Он выключил проигрыватель, аккуратно, своим способом, снял пластинку, спрятал ее в конверт и поставил на полку в ряд с другими.
— А Брамса мы не послушаем? — удивился я.
— Обязательно послушаем. Снимем фильм и послушаем. Я загадал, что « Верное сердце» мы заведем в последний съемочный день этого фильма, — сказал Калатозов.
И вот теперь он поставил эту пластинку на диск проигрывателя и включил.
Звучала музыка Брамса. За окном падал снег. Михаил Константинович стоял у окна ко мне спиной, и я впервые увидел, что мой мастер, всегда прямой и подтянутый, сейчас по-стариковски сутулится.
В следующий раз «Верное сердце» Брамса я послушал через несколько лет, когда взял пластинки из коллекции Калатозова у его сына, моего друга Тито, чтобы переписать их на магнитофон. Михаила Константиновича тогда уже не было. Сердце.
ПО ВОЛГЕ
Рудольфо Сонего с женой Аллегрой и сыном Джулио прилетел в начале мая. И мы с Токаревой, с двумя переводчиками, Вартановым и Серовским, с директором будущего фильма Карленом Агаджановым и с семейством Сонего поплыли по Волге на пароходе.

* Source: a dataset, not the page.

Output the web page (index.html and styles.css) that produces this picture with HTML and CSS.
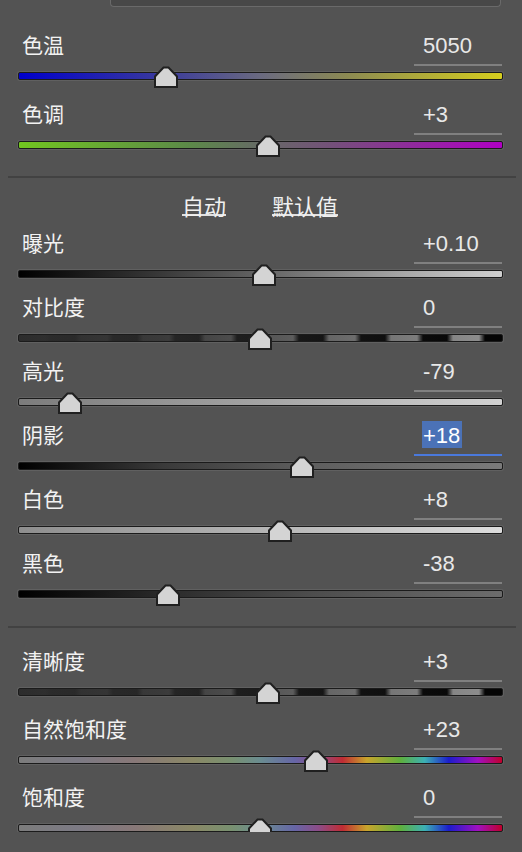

Из той поездки мне запомнилось, что Джулио ел арбузы с горчицей, Аллегра записывала все слова, какие слышала, и потом выясняла, что они означают (таким образом, она изучала русский язык). А Сонего — автор сюжетов многих знаменитых итальянских фильмов («Рим в 11 часов», «Похитители велосипедов», «Журналист из Рима») — предлагал сюжеты, и они были интересны, но мы говорили, что в Госкино это пройдет.
Корабль был туристический, время от времени причаливал к берегу, чтобы пассажиры могли порезвиться и искупаться. И каждый раз матросы бегом несли стол, стулья и машинку, устанавливали их в тени деревьев, подальше от купающихся. Агаджанов звал:
— Сценаристы! Садитесь, пишите!
Он, как опытный производственник, понимал, что времени крайне мало, а мы только стоим на палубе, треплемся, треплемся и не написали ни строчки!
— Вернемся в Москву, напишем. Здесь тесно, душно и шумят! — объяснял я.